And the SOLDES (sales) have started with a huge bang – every shop has huge signs across their windows and the discounts are quite extraordinary – sometimes as much as 70%, sometimes less of course, and by the look of the girls swinging along the Rue de Passy yesterday, laden down with bags, they haven’t heard of the financial crisis!! The Government sets the start and finish of the Solde and absolutely everybody has a sale – from the huge department stores of Galeries La Fayette and Printemp, to the tiniest shop selling accessories, they all have the Solde. And I must admit it is hard to resist – you can imagine, that hand bag that was a couple of hundred Euros 2 weeks ago, is now only E100 – how can one resist!!
Well it is sometime since I wrote my blog – so where to start…
We travelled on the Eurostar to London and then train to Uppingham to join Iain and Yvonne, our very good friends of long standing (one can’t say old now!!!) to help Iain celebrate his birthday. Yvonne and I met when we worked in Corby, a steel town nearby, way back in the 60’s.
With brilliant organising, Yvonne had hired a chef to cook dinner – and what a gem he turned out to be. Nothing was too much trouble – a variety of hors d’ouvres, entree, and the piece de resistance – Beef Wellington. For those of you old enough, this was the mainstay of dinner parties back in the 70’s and 80’s – an eye fillet wrapped in pastry, and cooked to perfection with all the trimmings.
And of course the amazing meringues and raspberries for dessert.
So a very happy evening for everyone and will be remembered for hopefully many years to come.
After a relaxing Sunday, exploring nearby Rockingham Castle – which Charles Dickins wrote about in Bleak House, Ian and I hired a car and drove to the Cotswolds to stay with Linda and Roger Speddy – we met in Lae, PNG in 1983 and then again in Jakarta a few years later. And what a treat to find that Maureen and Greg Nairn, also from Jakarta days, were staying. They had just completed a 5 week cruise from Perth and then a 3 week coach tour of the UK – I felt exhausted just hearing about it.
The guys played golf, we did a little bit of shopping (lovely cashmere in Stow on the Wold) and we did much chatting and drinking of wine. But all good things must come to an end, and Ian and I went to London for the weekend before he took off for Amsterdam and more work – well, someone has to do it!!!
Gave Regent Street a decent look, and discovered the best Amaretti biscuits outside Italy – in Heddon Street, a little lane off Regent Street. They are made with almonds, have no flour, and are chewy in the middle and crisp on the outside. I have since Googled for the recipe – isn’t the internet amazing!!!
Explored some lovely gardens, open to the public for the weekend, hidden behind the law courts and Westminster Abbey and in the squares, ate at Rules, London’s oldest restaurant, saw the musical Le Cage aux Folles – fabulous dancing with the guys in drag, went to the Tate Modern which I didn’t much enjoy, and did a lot of walking.

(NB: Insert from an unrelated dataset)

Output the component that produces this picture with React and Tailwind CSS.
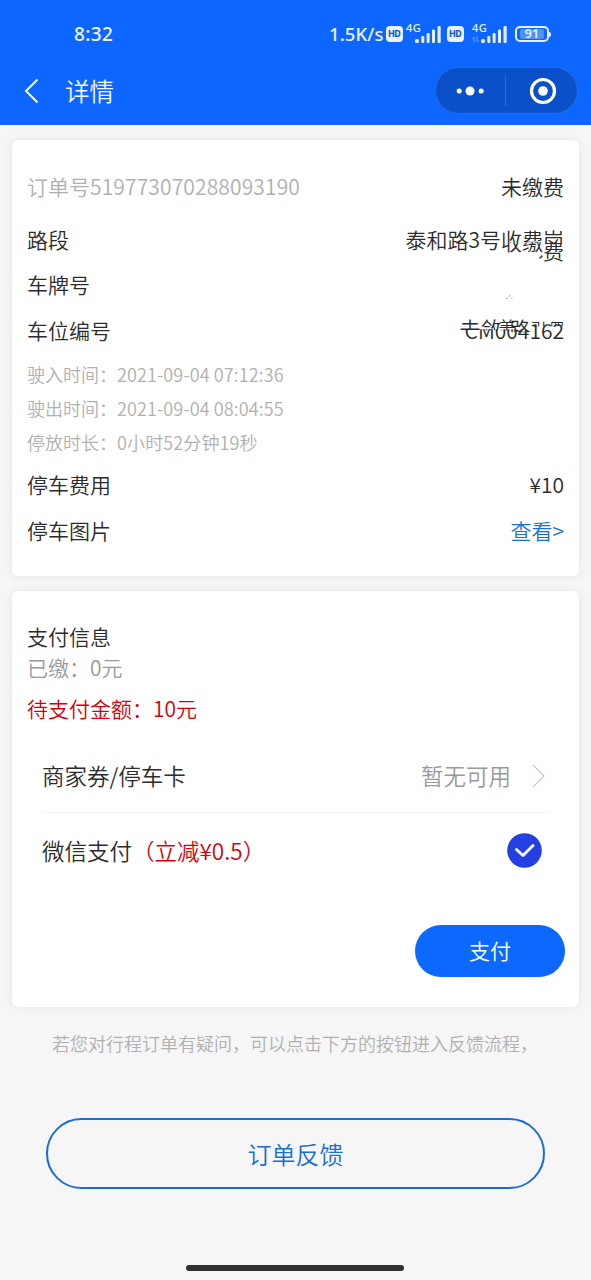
import { clsx as cn } from "clsx"

const TIMES = [
  { label: "驶入时间", value: "2021-09-04 07:12:36" },
  { label: "驶出时间", value: "2021-09-04 08:04:55" },
  { label: "停放时长", value: "0小时52分钟19秒" },
]

function Signal() {
  return (
    <svg width="27" height="17" viewBox="0 0 27 17" fill="#e4efff">
      <rect x="0" y="13" width="4" height="4" rx="1.6" />
      <rect x="6.3" y="10" width="3" height="7" rx="1" />
      <rect x="11.6" y="7" width="3" height="10" rx="1" />
      <rect x="17" y="3.5" width="3" height="13.5" rx="1" />
      <rect x="22.5" y="0" width="3.2" height="17" rx="1" />
    </svg>
  )
}

function HdBadge({ className }) {
  return (
    <span
      className={cn(
        "flex h-[16px] w-[17px] items-center justify-center rounded-[4px] bg-[#e8f1ff] font-['Inter'] text-[8.5px] font-extrabold leading-none text-[#1557c8]",
        className
      )}
    >
      HD
    </span>
  )
}

function StatusBar() {
  return (
    <div className="flex h-[56px] items-start text-[#eaf3ff]">
      <span className="ml-[74px] mt-[22px] w-[255px] font-['Noto_Sans','Noto_Sans_CJK_SC',sans-serif] text-[19px] font-medium leading-[24px] tracking-[0.4px]">8:32</span>
      <span className="mt-[22px] w-[57px] whitespace-nowrap font-['Noto_Sans','Noto_Sans_CJK_SC',sans-serif] text-[18.5px] font-medium leading-[24px] tracking-[0.1px]">1.5K/s</span>
      <HdBadge className="mt-[26px]" />
      <div className="relative ml-[12px] mt-[26px] h-[17px] w-[27px]">
        <Signal />
        <span className="absolute -left-[9px] -top-[4px] font-['Noto_Sans',sans-serif] text-[11px] font-medium leading-none tracking-[0.4px]">4G</span>
      </div>
      <HdBadge className="ml-[5px] mt-[26px]" />
      <div className="relative ml-[17px] mt-[26px] h-[17px] w-[27px]">
        <Signal />
        <span className="absolute -left-[9px] -top-[4px] font-['Noto_Sans',sans-serif] text-[11px] font-medium leading-none tracking-[0.4px]">4G</span>
        <svg className="absolute -left-[9px] top-[10px] opacity-40" width="7" height="7" viewBox="0 0 7 7" fill="none" stroke="#e4efff">
          <path d="M2 6.5V1L.5 3M5 .5V6l1.5-2" />
        </svg>
      </div>
      <div className="ml-[7px] mt-[26px] flex items-center">
        <div className="flex h-[16px] w-[34px] items-center justify-center rounded-[5px] border-2 border-[#e4efff] p-[1px]">
          <span className="flex h-full w-[24px] items-center justify-center rounded-[2px] bg-[#4f91ff] font-['Noto_Sans',sans-serif] text-[12.5px] font-semibold leading-none">91</span>
        </div>
        <div className="h-[5px] w-[2px] rounded-r bg-[#e4efff]" />
      </div>
    </div>
  )
}

function NavBar() {
  return (
    <div className="flex h-[69px] items-center text-[#f2f8ff]">
      <svg className="ml-[24px]" width="16" height="26" viewBox="0 0 16 26" fill="none" stroke="currentColor" strokeWidth="2">
        <path d="M13.5 1.5 2 13l11.5 11.5" />
      </svg>
      <h1 className="ml-[25px] flex-1 pt-px text-[24.5px] leading-none">详情</h1>
      <div className="mr-[13px] flex h-[47px] w-[143px] items-center rounded-full border border-[#2a6ae0] bg-[#0a50c8]">
        <svg className="ml-[20px]" width="30" height="12" viewBox="0 0 30 12" fill="#fff">
          <circle cx="3.2" cy="6" r="2.5" />
          <circle cx="14" cy="6" r="4.5" />
          <circle cx="25.2" cy="6" r="2.5" />
        </svg>
        <div className="ml-[19px] h-[30px] w-px bg-[#2f6bd3]" />
        <svg className="ml-[23px]" width="28" height="28" viewBox="0 0 28 28" fill="none">
          <circle cx="14" cy="14" r="11.5" stroke="#fff" strokeWidth="3.2" />
          <circle cx="14" cy="14" r="4.8" fill="#fff" />
        </svg>
      </div>
    </div>
  )
}

function Row({ label, children, className }) {
  return (
    <div className={cn("flex h-[45.5px] items-center justify-between text-[21px] text-[#2b2b2b]", className)}>
      <span>{label}</span>
      {children}
    </div>
  )
}

// the last characters of the road name run into each other
function RoadName() {
  return (
    <span className="relative flex leading-[30px]">
      <span>泰和路3号</span>
      <span className="[clip-path:inset(0_0_12px_0)]">收费</span>
      <span className="[clip-path:inset(0_0_10px_0)]">岗</span>
      <span className="absolute right-[21px] top-[2px] [clip-path:inset(16px_0_0_0)]">收缴</span>
      <span className="absolute right-0 top-[11px] [clip-path:inset(7px_0_0_0)]">费</span>
      <span className="absolute right-[21px] top-[32px] h-[2px] w-[4px] -rotate-45 bg-[#555]" />
    </span>
  )
}

// same here, the name lies over the upper half of the number
function SpaceNo() {
  return (
    <span className="relative flex leading-[30px]">
      <span className="[clip-path:inset(14px_0_0_0)]">CM004</span>
      <span className="[clip-path:inset(9px_0_0_0)]">162</span>
      <span className="absolute -left-[5px] -top-[2px] whitespace-nowrap [clip-path:inset(0_0_13px_0)]">去敛</span>
      <span className="absolute left-[34px] -top-[3px] text-[17px] [clip-path:inset(0_0_12px_0)]">美</span>
      <span className="absolute left-[45px] -top-[2px] [clip-path:inset(0_0_11px_0)]">路</span>
      <span className="absolute left-[66px] -top-[2px] text-[16px] [clip-path:inset(0_0_17px_0)]">引</span>
      <span className="absolute right-0 -top-[3px] text-[14px] [clip-path:inset(0_0_16px_0)]">四</span>
    </span>
  )
}

function OrderCard() {
  return (
    <section className="mx-[12px] mt-[15px] h-[436px] rounded-[6px] bg-white px-[15px] pt-[24px] shadow-[0_0_8px_rgba(0,0,0,0.08)]">
      <div className="flex h-[46px] items-center justify-between text-[21px]">
        <span className="text-[#b0b0b0]">
          订单号<span className="tracking-[0.14px]">519773070288093190</span>
        </span>
        <span className="text-[#2b2b2b]">未缴费</span>
      </div>
      <Row label="路段" className="mt-[6.5px]">
        <RoadName />
      </Row>
      <Row label="车牌号">
        <svg className="mr-[51px] mt-[24px]" width="8" height="5" viewBox="0 0 8 5" fill="none" stroke="#aaa">
          <path d="M1 4.5h2M4 3l1-2M6 4h1.5" />
        </svg>
      </Row>
      <Row label="车位编号">
        <SpaceNo />
      </Row>
      <div className="my-[3.5px]">
        {TIMES.map(({ label, value }) => (
          <p key={label} className="h-[34px] text-[18px] leading-[34px] text-[#b0b0b0]">
            {label}：<span className="tracking-[0.13px]">{value}</span>
          </p>
        ))}
      </div>
      <Row label="停车费用">
        <span>¥10</span>
      </Row>
      <Row label="停车图片">
        <a className="text-[#1673d2]">查看&gt;</a>
      </Row>
    </section>
  )
}

function PayCard() {
  return (
    <section className="mx-[12px] mt-[15px] flex h-[416px] flex-col rounded-[6px] bg-white px-[15px] pt-[30px] text-[21px] text-[#2b2b2b] shadow-[0_0_8px_rgba(0,0,0,0.08)]">
      <h2 className="leading-[31px]">支付信息</h2>
      <p className="leading-[31px] text-[#999]">已缴：0元</p>
      <p className="mt-[10px] leading-[31px] text-[#d9000b]">待支付金额：10元</p>
      <div className="ml-[15px] mr-[14px] mt-[14px] flex h-[75px] items-center border-b border-[#f2f2f2] pt-px text-[22.5px]">
        <span className="flex-1">商家券/停车卡</span>
        <span className="text-[#999]">暂无可用</span>
        <svg className="ml-[20px] mr-[3px]" width="16" height="26" viewBox="0 0 16 26" fill="none" stroke="#c8c8c8" strokeWidth="1.3">
          <path d="M2 2l11 11L2 24" />
        </svg>
      </div>
      <div className="ml-[15px] mr-[14px] flex h-[76px] items-center justify-between pr-[8px] text-[22.5px]">
        <span>
          微信支付<span className="text-[#d9000b]">（立减¥0.5）</span>
        </span>
        <svg className="-mt-[2px]" width="35" height="35" viewBox="0 0 35 35" fill="none">
          <circle cx="17.5" cy="17.5" r="17.3" fill="#2440e0" />
          <path d="M9.5 16.5l6.5 6 10-10" stroke="#f4f6ff" strokeWidth="3" strokeLinecap="round" strokeLinejoin="round" />
        </svg>
      </div>
      <button className="-mr-px mt-[36px] h-[52px] w-[150px] self-end rounded-full bg-[#0d68ff] text-[21px] text-white">支付</button>
    </section>
  )
}

export default function App() {
  return (
    <div className="flex h-[1280px] w-[591px] flex-col overflow-hidden bg-[#f6f6f6] font-['Noto_Sans_CJK_SC',sans-serif] font-[350]">
      <header className="h-[125px] bg-[#0d66ff]">
        <StatusBar />
        <NavBar />
      </header>
      <OrderCard />
      <PayCard />
      <p className="ml-[52px] mt-[23px] whitespace-nowrap text-[18px] leading-[26px] text-[#b0b0b0]">
        若您对行程订单有疑问，可以点击下方的按钮进入反馈流程，
      </p>
      <button className="mx-[46px] mt-[62px] h-[71px] shrink-0 rounded-full border-2 border-[#1b6dd2] text-[24px] text-[#1b6dd2]">订单反馈</button>
      <div className="ml-[186px] mt-[76px] h-[6px] w-[218px] rounded-full bg-[#303030]" />
    </div>
  )
}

Back to Paris the next day with Jenny King – who had just had a wonderful trip to Aberdeen for Amy’s friend’s wedding – in a Castle!!! – my apartment will be pretty small after that!!! Jenny spent the next few days exploring, shopping at Zara - her favourite store, walking and occasionally getting lost, and certainly getting sore feet. We even managed to hear Mozart’s Requiem at the St Germain de Pres although the chairs were those little cane ones – prone to make one a little fidgety!!
We then met Amy (Jenny’s daughter) in Aix en Provence – a medieval town in the south of France and home to Cezanne (when he was alive of course), and after a couple of days in Marseille, Jenny and Amy have gone to Nice and I am back in Paris – catching up on the washing and ironing (someone has to do it!!) and getting ready for our last week before returning to Melbourne.

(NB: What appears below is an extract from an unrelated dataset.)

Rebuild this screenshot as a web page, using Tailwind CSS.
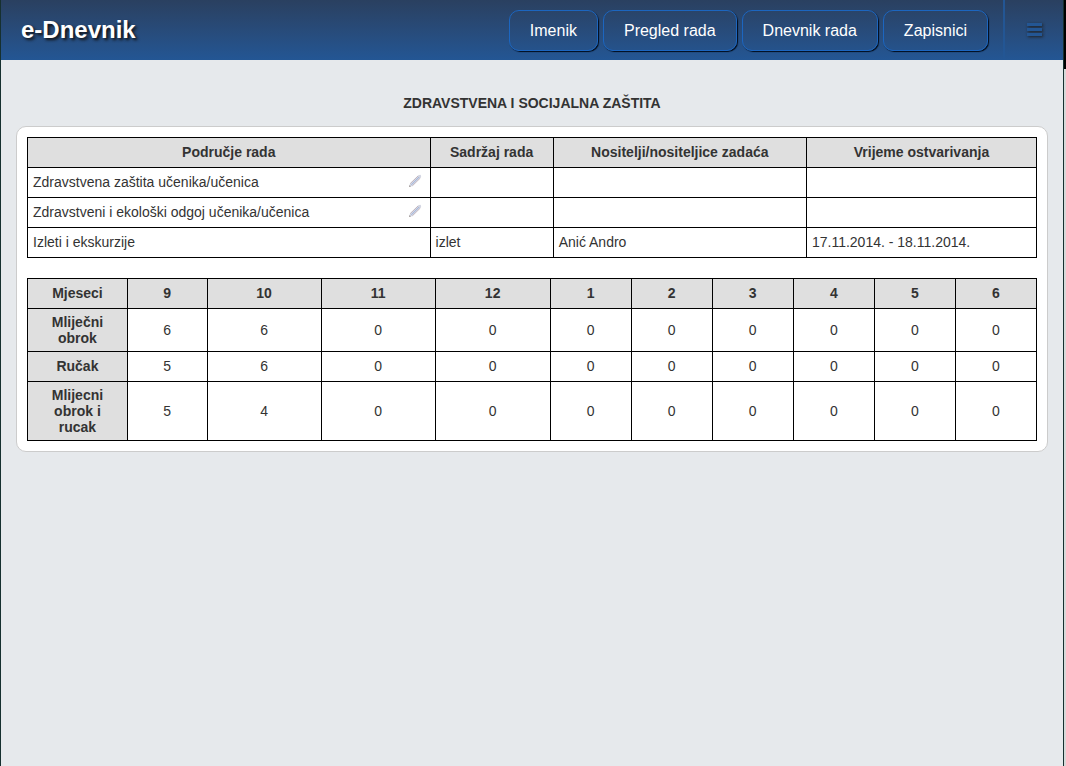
<!DOCTYPE html>
<html lang="hr">
<head>
<meta charset="utf-8">
<meta name="viewport" content="width=device-width, initial-scale=1">
<title>e-Dnevnik</title>
<script src="https://cdn.jsdelivr.net/npm/@tailwindcss/browser@4"></script>
</head>
<body class="flex min-h-screen bg-[#e6e9ec] font-['Liberation_Sans',Arial,sans-serif] text-[#333]">
<div class="min-w-0 flex-1 border-x border-[#16302f]">
  <header class="flex h-[60px] items-center bg-linear-to-b from-[#2a4060] to-[#235694]">
    <a href="#" class="pl-5 text-2xl font-bold text-white [text-shadow:2px_2px_3px_#111]">e-Dnevnik</a>
    <nav class="ml-auto flex gap-[5px] pr-[15px] text-base text-white">
      <a href="#" class="flex h-[41px] items-center rounded-[10px] border border-[#1c66c0] px-5 pt-0.5 shadow-[1px_1px_1px_#000c1c]">Imenik</a>
      <a href="#" class="flex h-[41px] items-center rounded-[10px] border border-[#1c66c0] px-5 pt-0.5 shadow-[1px_1px_1px_#000c1c]">Pregled rada</a>
      <a href="#" class="flex h-[41px] items-center rounded-[10px] border border-[#1c66c0] px-5 pt-0.5 shadow-[1px_1px_1px_#000c1c]">Dnevnik rada</a>
      <a href="#" class="flex h-[41px] items-center rounded-[10px] border border-[#1c66c0] px-5 pt-0.5 shadow-[1px_1px_1px_#000c1c]">Zapisnici</a>
    </nav>
    <button type="button" aria-label="Izbornik" class="flex h-full w-[60px] items-center border-l-2 border-[#235694] pb-0.5 pl-[22px]">
      <span class="flex flex-col gap-0.5">
        <span class="h-[3px] w-[15px] bg-[#235694] shadow-[1px_1px_3px_#222]"></span>
        <span class="h-[3px] w-[15px] bg-[#235694] shadow-[1px_1px_3px_#222]"></span>
        <span class="h-[3px] w-[15px] bg-[#235694] shadow-[1px_1px_3px_#222]"></span>
      </span>
    </button>
  </header>
  <main class="px-[15px] pt-[35px]">
    <h1 class="text-center text-sm leading-4 font-bold">ZDRAVSTVENA I SOCIJALNA ZAŠTITA</h1>
    <section class="mt-[15px] rounded-[10px] border border-[#ccc] bg-white p-2.5 text-sm leading-4">
      <table class="w-full table-fixed border-collapse [&_td]:border [&_td]:border-black [&_td]:px-[5px] [&_td]:pb-0.5 [&_th]:border [&_th]:border-black [&_th]:bg-[#dfdfdf] [&_th]:px-[5px] [&_th]:pb-0.5 [&_tr]:h-[30px]">
        <colgroup><col class="w-[39.9%]"><col class="w-[12.2%]"><col class="w-[25.1%]"><col></colgroup>
        <thead><tr><th scope="col">Područje rada</th><th scope="col">Sadržaj rada</th><th scope="col">Nositelji/nositeljice zadaća</th><th scope="col">Vrijeme ostvarivanja</th></tr></thead>
        <tbody>
          <tr>
            <td><div class="flex items-start justify-between pr-[3px]">Zdravstvena zaštita učenika/učenica
              <button type="button" aria-label="Uredi"><svg class="block size-3.5" viewBox="0 0 14 14" fill="none"><path d="M1 13 2 9.6 10.3 1.6Q12.4 0 13 1.4 13.6 2.6 12.4 3.8L4.3 12Z" fill="#d3d7e3"/><path d="M2.2 9.6 10.2 1.8M4.4 11.8 12.4 4" stroke="#b9a9b4" stroke-width=".8"/><path d="M3.4 10.8 11.2 3" stroke="#9fb3dc" stroke-width="1"/><path d="m1 13 .6-2 1.4 1.5Z" fill="#9c938f"/></svg></button></div></td>
            <td></td><td></td><td></td>
          </tr>
          <tr>
            <td><div class="flex items-start justify-between pr-[3px]">Zdravstveni i ekološki odgoj učenika/učenica
              <button type="button" aria-label="Uredi"><svg class="block size-3.5" viewBox="0 0 14 14" fill="none"><path d="M1 13 2 9.6 10.3 1.6Q12.4 0 13 1.4 13.6 2.6 12.4 3.8L4.3 12Z" fill="#d3d7e3"/><path d="M2.2 9.6 10.2 1.8M4.4 11.8 12.4 4" stroke="#b9a9b4" stroke-width=".8"/><path d="M3.4 10.8 11.2 3" stroke="#9fb3dc" stroke-width="1"/><path d="m1 13 .6-2 1.4 1.5Z" fill="#9c938f"/></svg></button></div></td>
            <td></td><td></td><td></td>
          </tr>
          <tr><td>Izleti i ekskurzije</td><td>izlet</td><td>Anić Andro</td><td>17.11.2014. - 18.11.2014.</td></tr>
        </tbody>
      </table>
      <table class="mt-5 w-full table-fixed border-collapse text-center [&_td]:border [&_td]:border-black [&_th]:border [&_th]:border-black [&_th]:bg-[#dfdfdf] [&_th]:px-5 [&_th]:pt-[5px] [&_th]:pb-1.5 [&_tr]:h-[30px]">
        <colgroup><col class="w-[9.9%]"><col class="w-[7.9%]"><col class="w-[11.3%]"><col class="w-[11.3%]"><col class="w-[11.4%]"><col><col><col><col><col><col></colgroup>
        <thead><tr><th scope="col">Mjeseci</th><th scope="col">9</th><th scope="col">10</th><th scope="col">11</th><th scope="col">12</th><th scope="col">1</th><th scope="col">2</th><th scope="col">3</th><th scope="col">4</th><th scope="col">5</th><th scope="col">6</th></tr></thead>
        <tbody>
          <tr><th scope="row" class="pb-[5px]!">Mliječni obrok</th><td>6</td><td>6</td><td>0</td><td>0</td><td>0</td><td>0</td><td>0</td><td>0</td><td>0</td><td>0</td></tr>
          <tr class="[&>td]:pb-0.5"><th scope="row">Ručak</th><td>5</td><td>6</td><td>0</td><td>0</td><td>0</td><td>0</td><td>0</td><td>0</td><td>0</td><td>0</td></tr>
          <tr><th scope="row" class="pb-[5px]!">Mlijecni obrok i rucak</th><td>5</td><td>4</td><td>0</td><td>0</td><td>0</td><td>0</td><td>0</td><td>0</td><td>0</td><td>0</td></tr>
        </tbody>
      </table>
    </section>
  </main>
</div>
<div class="w-0.5 bg-[#d8d8d8]" aria-hidden="true"><div class="h-[69px] bg-black"></div></div>
</body>
</html>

Sally Schonfeld is in Paris tomorrow – so we will have lunch and she will tell me about her wonderful 3 week trip around the chateaux and gardens of France.
I have also just taken part in a course on Memoir Writing with John Baxter, an Australian author living in Paris.
Well, that was very interesting – the first thing he said was ‘stop the blog’ – that’s not writing!!! There were two other people on the course – Andrea, an American lass who teaches literature but writes poetry, and Brendon, a chap who has worked in marketing – both of them write so well I will look forward to reading their books in due course.
Memoir writing is not an autobiography nor is it a diary – it generally revolves around one particular incident or episode in one’s life – eg. moving to another country, or buying a farm in the south of Spain with all its trials and tribulations, or maybe building a yacht in England in the 60’s – the possibilities are endless and the big challenge is to ‘get started’
And as I don’t write the blog when I am home in Melbourne, perhaps that is the time to start.
So au revoir for now – only another week here and I am looking forward to Melbourne although not that cold weather – see David, playing some golf and mah-jong , and giving Ian’s mum Dot a big hug – we have missed seeing her every day but Jane R has been looking after her really well – for which we are so very grateful.